Usually it is easy to add features at the start, unaware of precisely how much the schedule or quality will be impacted. Conversely, changing features at other times becomes increasingly difficult and obviously so. From a product management/program management perspective, this is why feature selection, feature set understanding, and so on is so critical and why this part of the team must be so crisp at the start of a project. In reality, the features of a product are far less adaptable than one might suspect. Products where features planned are not delivered can sometimes feel incomplete or somehow less coherent.

It is almost impossible to ever shorten a schedule. And once you start missing dates there is almost no way to “make up for time”. If you have an intermediate step you miss by two weeks, there’s a good chance the impact will be more than two weeks by the end of a project. The developers/software engineers of a project are where managing this work is so critical. Their estimates of how long things will take and dependencies across the system can make or break the understanding of reality.

Quality is the most difficult to manage and why the test leadership is such a critical part of the management structure of any project. Quality is not something you think about at the end of the project nor is it particularly malleable. While a great test manager knows quality is not binary at a global level, he/she knows that much like error bars in physics a little bit of sub-par quality across many parts of the project compounds and leads to a highly problematic, or buggy, product. Quality is not just bugs but also includes scale, performance, reliability, security, and more.

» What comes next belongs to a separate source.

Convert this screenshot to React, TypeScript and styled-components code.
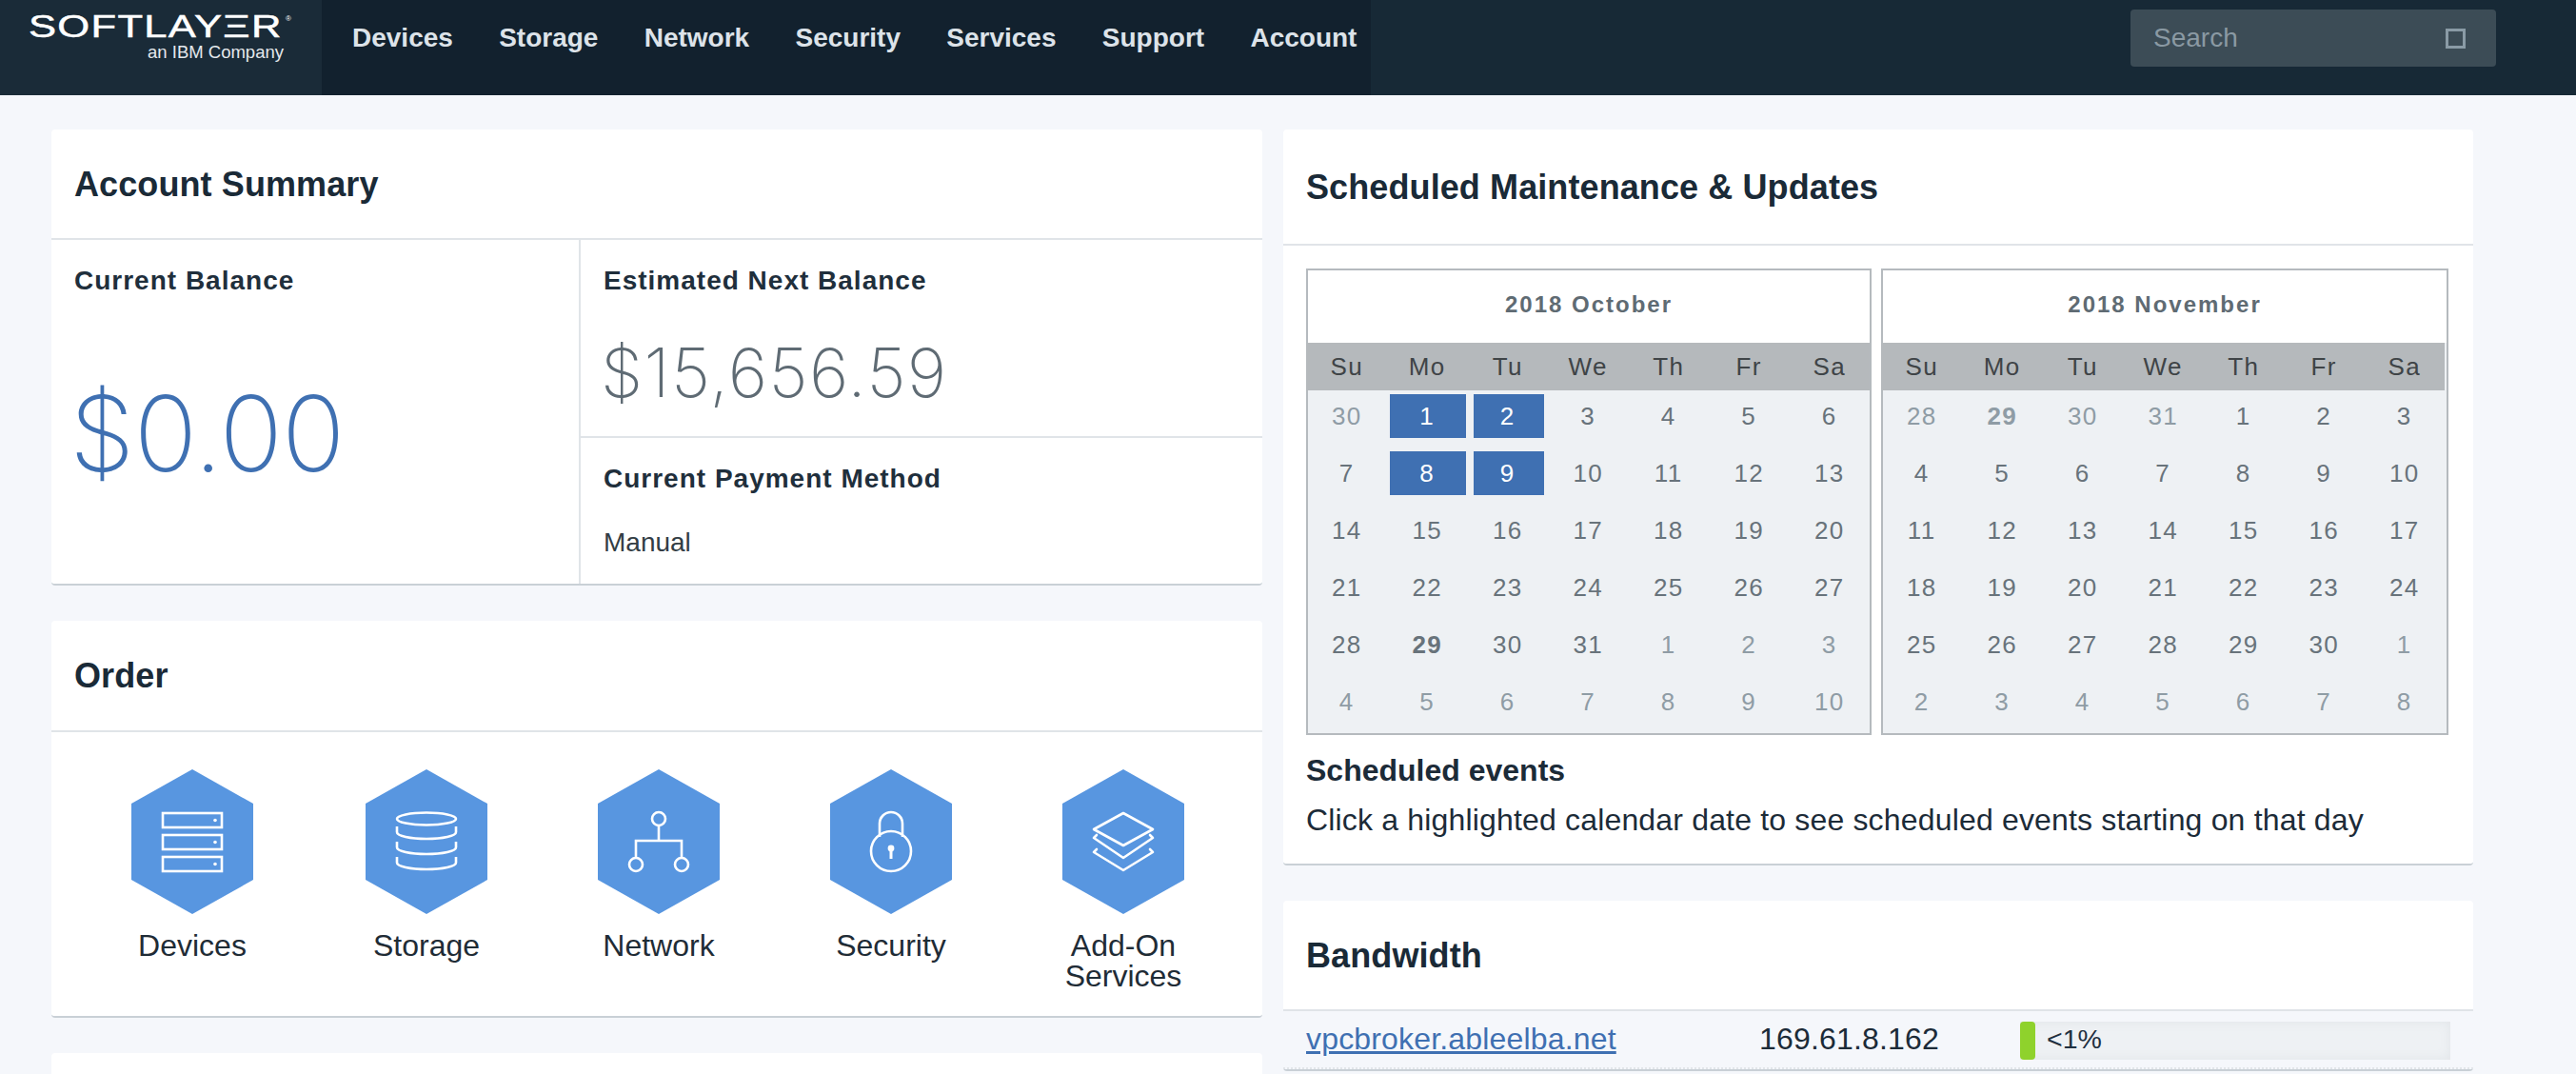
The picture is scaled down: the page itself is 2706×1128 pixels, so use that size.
import React from 'react'
import styled, { createGlobalStyle } from 'styled-components'

const Global = createGlobalStyle`
  html, body { margin: 0; padding: 0; height: 100%; background: #f5f7fb; overflow: hidden; }
  body { font-family: "Liberation Sans", Arial, sans-serif; color: #1c2b38; }
  * { box-sizing: border-box; }
`

const Page = styled.div`
  width: 2706px;
  height: 1128px;
  overflow: hidden;
`

const Header = styled.header`
  display: flex;
  height: 100px;
  background: #172936;
`

const Logo = styled.div`
  width: 338px;
  padding: 11px 0 0 30px;
  background: #1a2b38;
  color: #fff;
`

const LogoMark = styled.div`
  position: relative;
  width: 276px;
  height: 34px;
  font-size: 33.5px;
  line-height: 34px;
  white-space: nowrap;
  -webkit-text-stroke: 0.5px #fff;

  span {
    display: inline-block;
    letter-spacing: 1px;
    transform: scaleX(1.3);
    transform-origin: left center;
  }

  sup {
    position: absolute;
    top: 5px;
    right: 0;
    font-size: 8px;
    line-height: 8px;
    -webkit-text-stroke: 0;
  }
`

const LogoSub = styled.div`
  width: 268px;
  font-size: 18.5px;
  line-height: 20px;
  text-align: right;
  color: #e4e8ec;
`

const Nav = styled.nav`
  display: flex;
  gap: 48.3px;
  width: 1102px;
  padding: 24px 0 0 32px;
  background: #12212e;
`

const NavLink = styled.a`
  font-size: 28px;
  font-weight: 700;
  line-height: 32px;
  color: #dde3e9;
`

const Search = styled.div`
  display: flex;
  align-items: center;
  justify-content: space-between;
  width: 384px;
  height: 60px;
  margin: 10px 0 0 798px;
  padding: 0 32px 0 24px;
  border-radius: 4px;
  background: #3c4c56;
  font-size: 28px;
  color: #8a99a3;
`

const SearchIcon = styled.span`
  width: 21px;
  height: 21px;
  border: 3px solid #8a9ba6;
`

const Main = styled.main`
  display: grid;
  grid-template-columns: 1272px 1250px;
  gap: 22px;
  padding: 36px 0 0 54px;
`

const Column = styled.div`
  display: flex;
  flex-direction: column;
  gap: 37px;
`

const Card = styled.section`
  background: #fff;
  border-radius: 4px;
  border-bottom: 2px solid #c9d0d6;
`

const CardHead = styled.div<{ $height: number; $lift?: number }>`
  display: flex;
  align-items: center;
  height: ${(p) => p.$height + 2}px;
  padding: ${(p) => 2 - (p.$lift || 0)}px 24px 0;
  border-bottom: 2px solid #e0e4e8;
`

const Title = styled.h2`
  margin: 0;
  font-size: 36px;
  line-height: 40px;
  font-weight: 700;
  letter-spacing: 0.1px;
  color: #1a2a37;
`

const Summary = styled.div`
  display: grid;
  grid-template-columns: 556px 1fr;
`

const Balance = styled.div`
  padding: 27px 24px 0;
  border-right: 2px solid #e0e4e8;
`

const Cell = styled.div<{ $height: number; $line?: boolean }>`
  height: ${(p) => p.$height}px;
  padding: 27px 24px 0;
  border-bottom: ${(p) => (p.$line ? '2px solid #e0e4e8' : '0')};
`

const Label = styled.div`
  font-size: 28px;
  line-height: 32px;
  font-weight: 700;
  letter-spacing: 1px;
  color: #1f2f3c;
`

const BigAmount = styled.div`
  margin: 88px 0 0 -5px;
  font-family: Inter, "Liberation Sans", sans-serif;
  font-weight: 200;
  font-size: 110px;
  line-height: 112px;
  letter-spacing: -0.75px;
  color: #3f70b2;
`

const Amount = styled.div`
  margin: 44px 0 0 -3px;
  font-family: Inter, "Liberation Sans", sans-serif;
  font-weight: 200;
  font-size: 71px;
  line-height: 72px;
  letter-spacing: 1.4px;
  color: #5f6b74;
`

const Method = styled.div`
  margin-top: 35px;
  font-size: 28px;
  line-height: 32px;
  color: #333d45;
`

const OrderGrid = styled.div`
  display: grid;
  grid-template-columns: 248px repeat(4, 244px);
  padding: 39px 0 26px 24px;
`

const OrderItem = styled.a`
  display: flex;
  flex-direction: column;
  align-items: center;
  font-size: 32px;
  line-height: 32px;
  text-align: center;
  color: #1f2c36;

  svg { display: block; margin-bottom: 17px; }
`

const Stub = styled(Card)`
  height: 200px;
`

const Calendars = styled.div`
  display: grid;
  grid-template-columns: 594px 596px;
  gap: 10px;
  padding: 24px 0 0 24px;
`

const Calendar = styled.div`
  height: 490px;
  border: 2px solid #b5babe;
  background: #eef1f4;
`

const Month = styled.div`
  height: 76px;
  background: #fff;
  text-align: center;
  font-size: 24px;
  line-height: 72px;
  font-weight: 700;
  letter-spacing: 2px;
  color: #5f6b73;
`

const Weekdays = styled.div<{ $inset?: boolean }>`
  height: 50px;
  margin: 0 ${(p) => (p.$inset ? '2px' : '0')} 0 -2px;
  background: #b5b9bc;
  overflow: hidden;
`

const Week = styled.div`
  display: grid;
  grid-template-columns: repeat(7, 84.5px);
  margin-left: 0.5px;
  font-size: 26px;
  line-height: 50px;
  letter-spacing: 1.4px;
  text-align: center;
  color: #3f4447;
`

const Days = styled.div`
  display: grid;
  grid-template-columns: repeat(7, 84.5px);
  grid-auto-rows: 46px;
  row-gap: 14px;
  margin-left: -1.5px;
  padding-top: 4px;
`

const Day = styled.div<{ $muted?: boolean; $bold?: boolean }>`
  font-size: 26px;
  line-height: 46px;
  letter-spacing: 1.4px;
  text-align: center;
  font-weight: ${(p) => (p.$bold ? 700 : 400)};
  color: ${(p) => (p.$muted ? '#8f9ca5' : '#68737b')};
`

const Picked = styled(Day)<{ $second?: boolean }>`
  margin: ${(p) => (p.$second ? '0 4px 0 6.5px' : '0 1.5px 0 3px')};
  padding-right: ${(p) => (p.$second ? '2.5px' : '1.5px')};
  background: #3f70b2;
  color: #fff;
`

const Events = styled.div`
  padding: 21px 24px 30px;
  font-size: 32px;
  line-height: 32px;
  letter-spacing: 0.17px;
  color: #1c2b38;

  strong { display: block; margin-bottom: 20px; letter-spacing: 0; }
`

const BandRow = styled.div`
  display: grid;
  grid-template-columns: 476px 274px 452px;
  align-items: center;
  height: 61px;
  padding: 0 24px;
  background: #f5f7fb;
  border-bottom: 2px dotted #e2e5e9;
  font-size: 32px;
  letter-spacing: 0.17px;
`

const HostLink = styled.a`
  color: #3f70b2;
  text-decoration: underline;
`

const Meter = styled.div`
  display: flex;
  align-items: center;
  height: 40px;
  margin-top: 3px;
  background: #eef1f4;
  box-shadow: inset 0 0 12px rgba(120, 130, 140, 0.1);
  font-size: 28.5px;
  letter-spacing: 0;
  color: #1f3040;
`

const MeterFill = styled.span`
  width: 16px;
  height: 40px;
  margin-right: 12px;
  border-radius: 4px;
  background: #8fd22c;
`

const MeterText = styled.span`
  margin-top: -3px;
`

const Hex = ({ children }: { children: React.ReactNode }) => (
  <svg width="128" height="152" viewBox="0 0 128 152" fill="none" stroke="#fff" strokeWidth="2.6">
    <polygon points="64,0 128,36 128,116 64,152 0,116 0,36" fill="#5896e0" stroke="none" />
    {children}
  </svg>
)

const DevicesIcon = () => (
  <Hex>
    {[46, 69, 92].map((y) => (
      <g key={y}>
        <rect x="33" y={y} width="62" height="15" />
        <circle cx="88" cy={y + 7.5} r="1.8" fill="#fff" stroke="none" />
      </g>
    ))}
  </Hex>
)

const StorageIcon = () => (
  <Hex>
    <ellipse cx="64" cy="52" rx="31" ry="6.5" />
    {[60, 76, 92].map((y) => (
      <path key={y} d={`M33 ${y}v6c0 4 14 7 31 7s31-3 31-7v-6`} />
    ))}
  </Hex>
)

const NetworkIcon = () => (
  <Hex>
    <circle cx="64" cy="52" r="7" />
    <path d="M64 59V75M40 93V75H88V93" />
    <circle cx="40" cy="100" r="7" />
    <circle cx="88" cy="100" r="7" />
  </Hex>
)

const LockIcon = () => (
  <Hex>
    <path d="M52 71V57a12 12 0 0 1 24 0V71" />
    <circle cx="64" cy="86" r="21" />
    <circle cx="64" cy="83" r="3.4" fill="#fff" stroke="none" />
    <path d="M64 84V94" strokeWidth="3" />
  </Hex>
)

const LayersIcon = () => (
  <Hex>
    <g strokeLinejoin="round" strokeLinecap="round">
      <path d="M64 46L95 63L64 80L33 63Z" />
      <path d="M36 69L33 72L64 93L95 72L92 69" />
      <path d="M36 84L33 87L64 106L95 87L92 84" />
    </g>
  </Hex>
)

type DayCell = { n: number; muted?: boolean; bold?: boolean; picked?: boolean; second?: boolean }

const dim = (list: number[]): DayCell[] => list.map((n) => ({ n, muted: true }))
const plain = (from: number, to: number): DayCell[] =>
  Array.from({ length: to - from + 1 }, (_, i) => ({ n: from + i }))

const october: DayCell[] = [
  ...dim([30]),
  { n: 1, picked: true },
  { n: 2, picked: true, second: true },
  ...plain(3, 7),
  { n: 8, picked: true },
  { n: 9, picked: true, second: true },
  ...plain(10, 28),
  { n: 29, bold: true },
  ...plain(30, 31),
  ...dim([1, 2, 3, 4, 5, 6, 7, 8, 9, 10]),
]

const november: DayCell[] = [
  ...dim([28]),
  { n: 29, muted: true, bold: true },
  ...dim([30, 31]),
  ...plain(1, 30),
  ...dim([1, 2, 3, 4, 5, 6, 7, 8]),
]

const weekdays = ['Su', 'Mo', 'Tu', 'We', 'Th', 'Fr', 'Sa']

const MonthView = ({ title, days, inset }: { title: string; days: DayCell[]; inset?: boolean }) => (
  <Calendar>
    <Month>{title}</Month>
    <Weekdays $inset={inset}>
      <Week>
        {weekdays.map((d) => (
          <span key={d}>{d}</span>
        ))}
      </Week>
    </Weekdays>
    <Days>
      {days.map((d, i) =>
        d.picked ? (
          <Picked key={i} $second={d.second}>
            {d.n}
          </Picked>
        ) : (
          <Day key={i} $muted={d.muted} $bold={d.bold}>
            {d.n}
          </Day>
        ),
      )}
    </Days>
  </Calendar>
)

const navItems = ['Devices', 'Storage', 'Network', 'Security', 'Services', 'Support', 'Account']

export default function App() {
  return (
    <Page>
      <Global />
      <Header>
        <Logo>
          <LogoMark aria-label="SoftLayer">
            <span>SOFTLAYΞR</span>
            <sup>®</sup>
          </LogoMark>
          <LogoSub>an IBM Company</LogoSub>
        </Logo>
        <Nav>
          {navItems.map((n) => (
            <NavLink key={n}>{n}</NavLink>
          ))}
        </Nav>
        <Search>
          Search
          <SearchIcon />
        </Search>
      </Header>
      <Main>
        <Column>
          <Card>
            <CardHead $height={114}>
              <Title>Account Summary</Title>
            </CardHead>
            <Summary>
              <Balance>
                <Label>Current Balance</Label>
                <BigAmount>$0.00</BigAmount>
              </Balance>
              <div>
                <Cell $height={208} $line>
                  <Label>Estimated Next Balance</Label>
                  <Amount>$15,656.59</Amount>
                </Cell>
                <Cell $height={153}>
                  <Label>Current Payment Method</Label>
                  <Method>Manual</Method>
                </Cell>
              </div>
            </Summary>
          </Card>
          <Card>
            <CardHead $height={115} $lift={2}>
              <Title>Order</Title>
            </CardHead>
            <OrderGrid>
              <OrderItem>
                <DevicesIcon />
                Devices
              </OrderItem>
              <OrderItem>
                <StorageIcon />
                Storage
              </OrderItem>
              <OrderItem>
                <NetworkIcon />
                Network
              </OrderItem>
              <OrderItem>
                <LockIcon />
                Security
              </OrderItem>
              <OrderItem>
                <LayersIcon />
                Add-On
                <br />
                Services
              </OrderItem>
            </OrderGrid>
          </Card>
          <Stub />
        </Column>
        <Column>
          <Card>
            <CardHead $height={120}>
              <Title>Scheduled Maintenance &amp; Updates</Title>
            </CardHead>
            <Calendars>
              <MonthView title="2018 October" days={october} />
              <MonthView title="2018 November" days={november} inset />
            </Calendars>
            <Events>
              <strong>Scheduled events</strong>
              Click a highlighted calendar date to see scheduled events starting on that day
            </Events>
          </Card>
          <Card>
            <CardHead $height={114}>
              <Title>Bandwidth</Title>
            </CardHead>
            <BandRow>
              <HostLink>vpcbroker.ableelba.net</HostLink>
              <span>169.61.8.162</span>
              <Meter>
                <MeterFill />
                <MeterText>&lt;1%</MeterText>
              </Meter>
            </BandRow>
          </Card>
        </Column>
      </Main>
    </Page>
  )
}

Quality is difficult to manage because it is often where people want to cut corners. A product might work for most cases but the boundary conditions or edge cases show much different results. As we all know, you only get one chance to make a first impression.

On a project of any size there are many moving parts. This leads to the reality that when a project is slipping, it is never one thing—one team, one feature, one discipline. A project that is slipping is a product of all aspects of a project. Views of what is “critical path” will need to be reconciled with reality across the whole project, taking into account many factors. Views from other parts of the organization, the rumor mill, or just opinions of what is holding up the project are highly suspect and often as disruptive to the project as the slip itself. That’s why when faced with a slipping project, the role of management and managing through the slip is so critical.

What to do

When faced with a slip, assuming you don’t try to toss some features off the side, throw some more resources at the code, or just settle for lower quality there are a few things to work on.

First and foremost, it is important to make sure the team is not spending energy finger pointing. As obvious as that sounds, there’s a natural human tendency to avoid having the spotlight at moments like this. One way to accomplish that, improperly, is to shine the light on another part of the project. So the first rule of slipping is “we’re all slipping”. What to do about that might be localized, but it is a team effort.

What else can be done?

Don’t move the goalposts (quality, features, architecture). The first thing to do is to avoid taking drastic actions with hard to measure consequences. Saying you’re going to settle for “lower quality” is impossible to measure. Ripping out code that might not work but you understand has a very different risk profile than the “rewrite”. For the most part, in the face of slipping the best thing to do is keep the goals the same and move the date to accomplish what you set out to do.
Think globally, act locally. Teams will often take actions that are very local at times of slipping. They look to cut or modify features that don’t seem critical to them but have important upstream or downstream impact, sometimes not well understood on a large project. Or feature changes that might seem small can have a big impact on planned positioning, pricing, partnerships, etc. The approach of making sure everyone is checking/double checking on changes is a way to avoid these “surprises”.
Everyone focuses on being first, not avoiding being last. When a project has more than a couple of teams contributing and is faced with a tight schedule, there’s a tendency for a team to look around to just make sure they are not the team that is worse off. A great leader I once worked with used to take these moments to remind every part of the project to focus on being first rather than focusing on being “not last”. That’s always good advice, especially when followed in a constructive manner.
Be calm, carry on. Most of all, slipping is painful and even though it is all too common in software, the most important thing to do during crunch time is to remain calm and carry on. No one does good work in a panic and for the most part the quality of decisions and choices degrades if folks are operating under too many constraints that can’t get met. It is always bad for business, customers, and the team to slip. But if you are slipping you have to work with what you’ve got since most of the choices are usually even less desirable.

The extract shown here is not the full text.